I would not knock the M10, I'm sure it is a great bike, but there are many great monocoque bikes out there if that is what you are looking for. However, there are not very many carbon tube lugged bikes hand made in a smaller factory in Italy by a group of folks who dedicate their lives and careers to cycling.

But I'm biased. I ride a C59. There is a reason I chose it, however, and I absolutely love the bike.

Time to go ride...


----------



## majorbanjo

I live in Germany........just ordered a Master X Light from a shop in the states....I will buy a C59 directly from Colnago since it's only a 6 hour drive from where I live...before I depart Germany.....then I'l be done buying bicycles..........I really hope to meet Earnesto in person while in Italy......


----------



## Streetking




----------



## Ride-Fly

majorbanjo said:


> I live in Germany........just ordered a Master X Light from a shop in the states....I will buy a C59 directly from Colnago since it's only a 6 hour drive from where I live...before I depart Germany.....then I'l be done buying bicycles..........I really hope to meet Earnesto in person while in Italy......


Hey majorbanjo! You are lucky guy living in Germany! My wife and I are considering going there for a few years. I'd prefer Italy or France, but then Germany. 

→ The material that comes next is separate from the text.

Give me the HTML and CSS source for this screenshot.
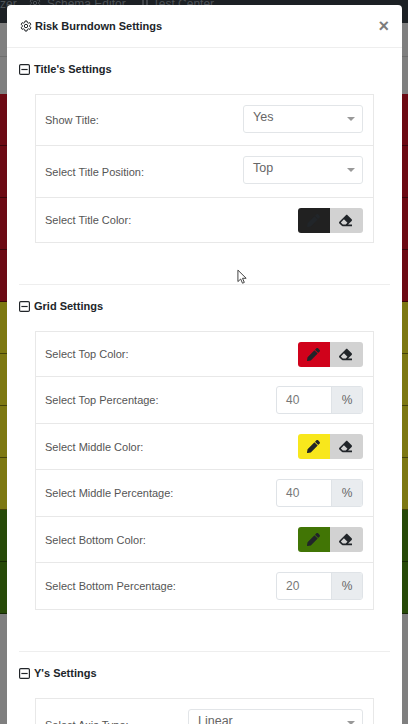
FILE: index.html
```html
<!DOCTYPE html>
<html lang="en">
<head>
  <meta charset="UTF-8">
  <title>Risk Burndown Settings</title>
  <link rel="stylesheet" href="styles.css">
</head>
<body>
  <svg width="0" height="0" class="icon-defs">
    <symbol id="i-pencil" viewBox="0 0 512 512"><path d="M497.9 142.1l-46.1 46.1c-4.7 4.7-12.3 4.7-17 0l-111-111c-4.7-4.7-4.7-12.3 0-17l46.1-46.1c18.7-18.7 49.1-18.7 67.9 0l60.1 60.1c18.8 18.7 18.8 49.1 0 67.9zM284.2 99.8L21.6 362.4.4 483.9c-2.9 16.4 11.4 30.6 27.8 27.8l121.5-21.3 262.6-262.6c4.7-4.7 4.7-12.3 0-17l-111-111c-4.8-4.7-12.4-4.7-17.1 0z"/></symbol>
    <symbol id="i-eraser" viewBox="0 0 512 512"><path d="M497.941 273.941c18.745-18.745 18.745-49.137 0-67.882l-160-160c-18.745-18.745-49.137-18.745-67.882 0l-256 256c-18.745 18.745-18.745 49.137 0 67.882l96 96A48.004 48.004 0 0 0 144 480h356c6.627 0 12-5.373 12-12v-40c0-6.627-5.373-12-12-12H355.883l142.058-142.059zm-302.627-62.627l137.373 137.373L265.373 416H150.628l-80-80 124.686-124.686z"/></symbol>
    <symbol id="i-minus" viewBox="0 0 14 14"><rect x="0.75" y="0.75" width="12.5" height="12.500" rx="1.500" fill="none" stroke="currentColor" stroke-width="1.500"/><rect x="3" y="6.250" width="8" height="1.500" fill="currentColor"/></symbol>
    <symbol id="i-gear" viewBox="0 0 24 24"><path fill="none" stroke="currentColor" stroke-width="2" stroke-linejoin="round" d="M10 2h4l.6 3 2.200 1.300 2.900-1 2 3.400-2.300 2v2.600l2.300 2-2 3.400-2.900-1L14.600 19 14 22h-4l-.6-3-2.200-1.300-2.900 1-2-3.400 2.300-2v-2.600l-2.300-2 2-3.400 2.900 1L9.400 5z"/><circle cx="12" cy="12" r="3.400" fill="none" stroke="currentColor" stroke-width="2"/></symbol>
  </svg>

  <!-- Page behind the dialog -->
  <div class="backdrop">
    <div class="topbar">
      <span class="topbar-first">zer</span>
      <svg class="topbar-icon"><use href="#i-gear"/></svg>
      <span>Schema Editor</span>
      <svg class="topbar-icon-test" viewBox="0 0 8 12"><path d="M2 0v9a2 2 0 0 0 4 0V0" fill="none" stroke="currentColor" stroke-width="1.500"/></svg>
      <span>Test Center</span>
    </div>
    <div class="sub-bar"></div>
    <div class="sub-bar sub-bar-low"></div>
    <div class="band band-red"></div>
    <div class="band band-red"></div>
    <div class="band band-red"></div>
    <div class="band band-red"></div>
    <div class="band band-yellow"></div>
    <div class="band band-yellow"></div>
    <div class="band band-yellow"></div>
    <div class="band band-yellow"></div>
    <div class="band band-green"></div>
    <div class="band band-green"></div>
  </div>

  <!-- Dialog -->
  <div class="modal">
    <div class="modal-header">
      <svg class="gear"><use href="#i-gear"/></svg>
      <span class="modal-title">Risk Burndown Settings</span>
      <span class="close">×</span>
    </div>

    <div class="modal-body">
      <section class="group">
        <h4 class="group-title"><svg class="toggle"><use href="#i-minus"/></svg>Title's Settings</h4>
        <div class="panel">
          <div class="row row-select">
            <label>Show Title:</label>
            <div class="select">Yes</div>
          </div>
          <div class="row row-select">
            <label>Select Title Position:</label>
            <div class="select">Top</div>
          </div>
          <div class="row row-short">
            <label>Select Title Color:</label>
            <div class="color-btns">
              <span class="swatch swatch-black"><svg><use href="#i-pencil"/></svg></span>
              <span class="eraser"><svg><use href="#i-eraser"/></svg></span>
            </div>
          </div>
        </div>
      </section>

      <hr class="divider">

      <section class="group">
        <h4 class="group-title"><svg class="toggle"><use href="#i-minus"/></svg>Grid Settings</h4>
        <div class="panel panel-grid">
          <div class="row">
            <label>Select Top Color:</label>
            <div class="color-btns">
              <span class="swatch swatch-red"><svg><use href="#i-pencil"/></svg></span>
              <span class="eraser"><svg><use href="#i-eraser"/></svg></span>
            </div>
          </div>
          <div class="row">
            <label>Select Top Percentage:</label>
            <div class="percent"><span class="percent-value">40</span><span class="percent-unit">%</span></div>
          </div>
          <div class="row">
            <label>Select Middle Color:</label>
            <div class="color-btns">
              <span class="swatch swatch-yellow"><svg><use href="#i-pencil"/></svg></span>
              <span class="eraser"><svg><use href="#i-eraser"/></svg></span>
            </div>
          </div>
          <div class="row">
            <label>Select Middle Percentage:</label>
            <div class="percent"><span class="percent-value">40</span><span class="percent-unit">%</span></div>
          </div>
          <div class="row">
            <label>Select Bottom Color:</label>
            <div class="color-btns">
              <span class="swatch swatch-green"><svg><use href="#i-pencil"/></svg></span>
              <span class="eraser"><svg><use href="#i-eraser"/></svg></span>
            </div>
          </div>
          <div class="row">
            <label>Select Bottom Percentage:</label>
            <div class="percent"><span class="percent-value">20</span><span class="percent-unit">%</span></div>
          </div>
        </div>
      </section>

      <hr class="divider">

      <section class="group">
        <h4 class="group-title"><svg class="toggle"><use href="#i-minus"/></svg>Y's Settings</h4>
        <div class="panel">
          <div class="row row-select">
            <label>Select Axis Type:</label>
            <div class="select select-wide">Linear</div>
          </div>
        </div>
      </section>
    </div>
  </div>

  <!-- Mouse pointer caught in the screenshot -->
  <svg class="cursor" viewBox="0 0 12 17"><path d="M1 1v12.500l3-2.800 2 4.600 2-.9-2-4.500h4z" fill="#fff" stroke="#333" stroke-width="1"/></svg>
</body>
</html>
```

FILE: styles.css
```css
/* General Styles */
* {
  box-sizing: border-box;
}

html,
body {
  margin: 0;
  height: 100%;
  overflow: hidden;
}

body {
  position: relative;
  font-family: "Liberation Sans", Arial, sans-serif;
  color: #212529;
  background-color: #7f7f7f;
}

.icon-defs {
  position: absolute;
}

/* Page behind the dialog */
.backdrop {
  display: flex;
  flex-direction: column;
  height: 100%;
}

.topbar {
  height: 23px;
  flex-shrink: 0;
  display: flex;
  align-items: flex-start;
  background-color: #1c2024;
  color: #4d5257;
  font-size: 12px;
  line-height: 8px;
}

.topbar-first {
  width: 29px;
}

.topbar-icon {
  width: 12px;
  height: 12px;
  margin: -3px 6px 0 0;
}

.topbar-icon-test {
  width: 8px;
  height: 12px;
  margin: -3px 4px 0 15px;
}

.sub-bar {
  height: 34px;
  flex-shrink: 0;
  background-color: #7f7f7f;
  border-bottom: 1px solid #6e6e6e;
}

.sub-bar-low {
  height: 37px;
  border-bottom: none;
}

.band {
  height: 52px;
  flex-shrink: 0;
  border-bottom: 1px solid rgba(0, 0, 0, 0.45);
}

.band-red {
  background-color: #6c0a14;
}

.band-yellow {
  background-color: #7d7812;
}

.band-green {
  background-color: #274a08;
}

/* Dialog */
.modal {
  position: absolute;
  top: 5px;
  left: 7px;
  width: 395px;
  height: 719px;
  overflow: hidden;
  background: white;
  border-radius: 4px 4px 0 0;
}

.modal-header {
  display: flex;
  align-items: center;
  height: 43px;
  padding: 0 13px;
  border-bottom: 1px solid #eeeeee;
}

.gear {
  width: 12px;
  height: 12px;
  margin-right: 3px;
}

.modal-title {
  font-size: 11px;
  font-weight: bold;
}

.close {
  margin-left: auto;
  font-size: 18px;
  font-weight: bold;
  color: #7d7d7d;
}

.modal-body {
  padding: 13px 12px 0;
}

.group-title {
  display: flex;
  align-items: center;
  margin: 0 0 17px;
  font-size: 11px;
  font-weight: bold;
  line-height: 16px;
}

.toggle {
  width: 11px;
  height: 11px;
  margin-right: 4px;
}

.panel {
  margin: 0 16px;
  border: 1px solid #e8e8e8;
}

.row {
  display: flex;
  align-items: center;
  justify-content: space-between;
  padding: 0 10px 0 9px;
  border-bottom: 1px solid #e8e8e8;
  font-size: 11px;
  color: #555;
}

.row:last-child {
  border-bottom: none;
}

.panel-grid .row {
  height: 46px;
}

.panel-grid .row:nth-child(even) {
  height: 47px;
}

.panel-grid .row:first-child {
  height: 45px;
}

.panel-grid .row:last-child {
  height: 46px;
}

.row-select {
  height: 51px;
}

.row-select + .row-select {
  height: 52px;
}

.row-short {
  height: 44px;
}

.select {
  position: relative;
  width: 120px;
  height: 28px;
  margin-top: -3px;
  padding: 3px 9px;
  border: 1px solid #e2e5e8;
  border-radius: 3px;
  font-size: 12.500px;
  line-height: 17px;
  color: #666;
}

.select-wide {
  width: 175px;
}

.select::after {
  content: "";
  position: absolute;
  top: 11px;
  right: 7px;
  border-left: 4px solid transparent;
  border-right: 4px solid transparent;
  border-top: 4px solid #999;
}

.color-btns {
  display: flex;
  width: 65px;
  height: 25px;
  border-radius: 3px;
  overflow: hidden;
}

.color-btns span {
  display: flex;
  align-items: center;
  justify-content: center;
  width: 32px;
  padding-right: 2px;
}

.color-btns .eraser {
  width: 33px;
}

.color-btns svg {
  width: 13px;
  height: 13px;
  fill: #212529;
}

.swatch-black {
  background-color: #212121;
}

.swatch-red {
  background-color: #d0021b;
}

.swatch-yellow {
  background-color: #f8e71c;
}

.swatch-green {
  background-color: #417505;
}

.eraser {
  background-color: #d2d2d2;
}

.percent {
  display: flex;
  width: 87px;
  height: 28px;
  border: 1px solid #dfe3e7;
  border-radius: 3px;
  overflow: hidden;
  font-size: 12px;
  line-height: 26px;
  color: #777;
}

.percent-value {
  flex: 1;
  padding-left: 9px;
}

.percent-unit {
  width: 31px;
  text-align: center;
  background-color: #e9ecef;
  border-left: 1px solid #dfe3e7;
  color: #666;
}

.divider {
  margin: 41px 0 13px;
  border: none;
  border-top: 1px solid #eeeeee;
}

/* Pointer */
.cursor {
  position: absolute;
  top: 269px;
  left: 237px;
  width: 11px;
  height: 16px;
}
```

I want a Molteni, Saronni, or the classic white (PR99). I saw that you are getting a PR99! Please post tons of pictures when you get her done. I think that is my all-time favorite Colnago paint scheme. But my Master XL will have to wait until after I get the number one frame on my wishlist- a De Rosa Neo Primato in Faema! 

Ride On!


----------



## mlin

*EPS vs M10*

Would you build up a new 2010 EPS frame or a 2012 M10 frame?

That is my current dilemma because they are around the same price...


----------



## carbonLORD

mlin said:


> Would you build up a new 2010 EPS frame or a 2012 M10 frame?
> 
> That is my current dilemma because they are around the same price...


Depends on what you will be doing with it.

Centuries and Fondos get the EPS.

Crits and shorter rides, do the M10.

EPS Made in Italy. External cabling. Lugged construction.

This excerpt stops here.